Model: Displacement; Horsepower; HP RPM; Torque; Torque RPM; Weight; Length; Width; Height; Wheelbase; 0-60; Top Speed
S/Street: 6,980 cubic centimetres (426 cu in; 6.98 L) naturally-aspirated V10; 1,007 hp (751 kW; 1,021 PS); 9,200; 501.0 lb⋅ft (679.3 N⋅m); 7,400; 921 kg (2,030 lb); 5,040 mm (198 in); 2,250 mm (89 in); 950 mm (37 in); 2,988 mm (117.6 in); 2.5s; 300 mph (480 km/h)
GTS-R/Racing: 1,449 hp (1,081 kW; 1,469 PS); 719.4 lb⋅ft (975.4 N⋅m); 663 kg (1,462 lb); 355 mph (571 km/h)
X/Technology: 2,586 hp (1,928 kW; 2,622 PS); 14,500; 898.0 lb⋅ft (1,217.5 N⋅m); 9,500; 749 kg (1,651 lb); 5,039 mm (198.4 in); 940 mm (37 in); 1.74s; 391.5–404 mph (630.1–650.2 km/h)

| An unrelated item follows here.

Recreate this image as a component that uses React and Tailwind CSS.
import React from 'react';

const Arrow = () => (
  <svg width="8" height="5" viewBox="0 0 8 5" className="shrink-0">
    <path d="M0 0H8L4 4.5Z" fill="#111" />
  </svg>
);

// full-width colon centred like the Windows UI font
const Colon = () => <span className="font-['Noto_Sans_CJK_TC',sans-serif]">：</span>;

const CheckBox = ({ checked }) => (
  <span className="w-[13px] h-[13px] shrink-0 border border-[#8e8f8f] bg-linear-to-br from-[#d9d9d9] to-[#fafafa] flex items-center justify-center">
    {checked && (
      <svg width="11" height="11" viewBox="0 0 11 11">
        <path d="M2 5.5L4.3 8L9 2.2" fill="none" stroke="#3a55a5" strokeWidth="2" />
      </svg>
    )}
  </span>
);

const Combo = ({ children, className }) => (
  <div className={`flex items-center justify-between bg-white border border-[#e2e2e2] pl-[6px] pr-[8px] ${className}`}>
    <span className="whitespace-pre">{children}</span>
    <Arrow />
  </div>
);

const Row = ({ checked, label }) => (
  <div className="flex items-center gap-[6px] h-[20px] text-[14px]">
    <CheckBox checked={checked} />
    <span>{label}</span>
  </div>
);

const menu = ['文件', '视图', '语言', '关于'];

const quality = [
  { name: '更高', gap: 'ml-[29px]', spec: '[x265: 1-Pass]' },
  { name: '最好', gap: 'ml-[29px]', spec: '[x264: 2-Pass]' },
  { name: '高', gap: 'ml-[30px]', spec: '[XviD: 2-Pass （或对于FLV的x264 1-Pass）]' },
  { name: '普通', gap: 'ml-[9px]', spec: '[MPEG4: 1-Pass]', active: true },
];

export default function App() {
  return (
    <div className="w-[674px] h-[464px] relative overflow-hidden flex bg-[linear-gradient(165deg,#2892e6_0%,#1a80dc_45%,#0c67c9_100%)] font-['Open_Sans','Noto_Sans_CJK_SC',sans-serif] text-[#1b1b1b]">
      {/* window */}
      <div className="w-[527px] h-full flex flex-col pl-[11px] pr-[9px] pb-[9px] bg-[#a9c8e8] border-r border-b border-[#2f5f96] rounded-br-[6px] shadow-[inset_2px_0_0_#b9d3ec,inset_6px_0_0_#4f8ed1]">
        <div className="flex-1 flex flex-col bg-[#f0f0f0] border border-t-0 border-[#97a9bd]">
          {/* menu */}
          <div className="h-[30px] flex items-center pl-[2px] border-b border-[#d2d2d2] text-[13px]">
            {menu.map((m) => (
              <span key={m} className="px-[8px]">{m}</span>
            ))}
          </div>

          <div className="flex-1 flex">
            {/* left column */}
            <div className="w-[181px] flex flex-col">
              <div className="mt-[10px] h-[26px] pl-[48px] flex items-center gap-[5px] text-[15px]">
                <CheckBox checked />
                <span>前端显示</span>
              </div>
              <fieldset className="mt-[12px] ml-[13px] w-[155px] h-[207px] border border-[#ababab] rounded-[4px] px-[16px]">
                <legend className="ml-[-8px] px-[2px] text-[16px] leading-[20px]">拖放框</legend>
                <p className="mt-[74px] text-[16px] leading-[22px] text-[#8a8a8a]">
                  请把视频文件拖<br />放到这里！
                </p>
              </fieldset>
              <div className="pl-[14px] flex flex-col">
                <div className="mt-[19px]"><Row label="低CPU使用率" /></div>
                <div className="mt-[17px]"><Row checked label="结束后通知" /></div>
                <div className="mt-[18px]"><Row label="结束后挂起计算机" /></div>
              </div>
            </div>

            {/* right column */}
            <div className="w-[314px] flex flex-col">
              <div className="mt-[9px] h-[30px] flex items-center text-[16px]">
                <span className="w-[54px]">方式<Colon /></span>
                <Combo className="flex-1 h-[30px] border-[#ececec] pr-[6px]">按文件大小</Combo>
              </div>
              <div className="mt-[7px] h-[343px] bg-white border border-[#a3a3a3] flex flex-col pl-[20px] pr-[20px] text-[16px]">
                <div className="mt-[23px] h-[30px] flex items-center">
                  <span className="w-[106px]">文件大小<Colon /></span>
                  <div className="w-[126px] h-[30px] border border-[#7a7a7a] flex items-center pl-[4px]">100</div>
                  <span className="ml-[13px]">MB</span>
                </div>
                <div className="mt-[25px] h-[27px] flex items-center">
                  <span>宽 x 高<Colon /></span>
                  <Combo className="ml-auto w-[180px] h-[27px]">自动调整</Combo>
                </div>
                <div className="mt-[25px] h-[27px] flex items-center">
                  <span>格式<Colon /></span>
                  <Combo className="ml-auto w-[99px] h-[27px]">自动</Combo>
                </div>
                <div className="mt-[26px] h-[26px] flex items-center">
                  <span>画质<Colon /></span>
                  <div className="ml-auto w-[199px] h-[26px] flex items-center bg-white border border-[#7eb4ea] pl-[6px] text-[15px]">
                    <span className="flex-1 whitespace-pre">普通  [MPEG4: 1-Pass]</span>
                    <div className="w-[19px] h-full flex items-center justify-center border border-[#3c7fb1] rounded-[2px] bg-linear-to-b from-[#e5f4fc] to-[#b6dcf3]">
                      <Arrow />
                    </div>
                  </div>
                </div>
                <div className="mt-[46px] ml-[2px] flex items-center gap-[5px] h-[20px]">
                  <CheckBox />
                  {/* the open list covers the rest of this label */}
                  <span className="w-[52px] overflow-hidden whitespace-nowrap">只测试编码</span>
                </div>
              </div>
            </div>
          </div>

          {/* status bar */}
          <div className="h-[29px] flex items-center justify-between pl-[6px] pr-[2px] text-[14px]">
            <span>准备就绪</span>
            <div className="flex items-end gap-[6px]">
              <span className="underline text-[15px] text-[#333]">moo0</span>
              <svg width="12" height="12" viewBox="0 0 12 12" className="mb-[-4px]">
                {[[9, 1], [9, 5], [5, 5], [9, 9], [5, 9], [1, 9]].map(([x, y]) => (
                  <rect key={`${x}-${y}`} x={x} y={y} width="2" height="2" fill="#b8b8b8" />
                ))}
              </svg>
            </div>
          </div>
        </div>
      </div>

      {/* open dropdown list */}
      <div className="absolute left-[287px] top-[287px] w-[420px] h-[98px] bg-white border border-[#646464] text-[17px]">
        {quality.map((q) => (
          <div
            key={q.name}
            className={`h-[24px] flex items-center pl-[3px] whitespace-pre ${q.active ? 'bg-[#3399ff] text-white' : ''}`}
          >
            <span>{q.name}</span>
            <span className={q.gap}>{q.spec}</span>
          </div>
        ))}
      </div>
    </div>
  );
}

Group 1: 693 hp (517 kW; 703 PS); 9,200; 439.0 lb⋅ft (595.2 N⋅m); 7,400; 950 kg (2,094 lb); 5,141 mm (202.4 in); 2,244 mm (88.3 in); 974 mm (38.3 in); 2.5s; 286 mph (460 km/h)

==Reception==
In Top Gears overview of the car, editor Vijay Pattni stated that the prospect of such a car was a "lofty claim" of what technology would ever be like in 20 years, and that its impracticality would "test the limits of human physiology". Similarly, Chris Perkins of Mashable felt that such a vehicle was unlikely to ever materialize but still found the hypothetical idea enjoyable to explore. AutoWeek concurred that one would have to "suspend their disbelief" when reviewing the car's parameters, noting that such a car would require "an infinite budget" and that "It's more fun to pretend that the SRT Tomahawk is real. Or that it could be real." They also noted that the car did not perform particularly well in Gran Turismo 6s virtual world either, with its specs making it difficult to handle.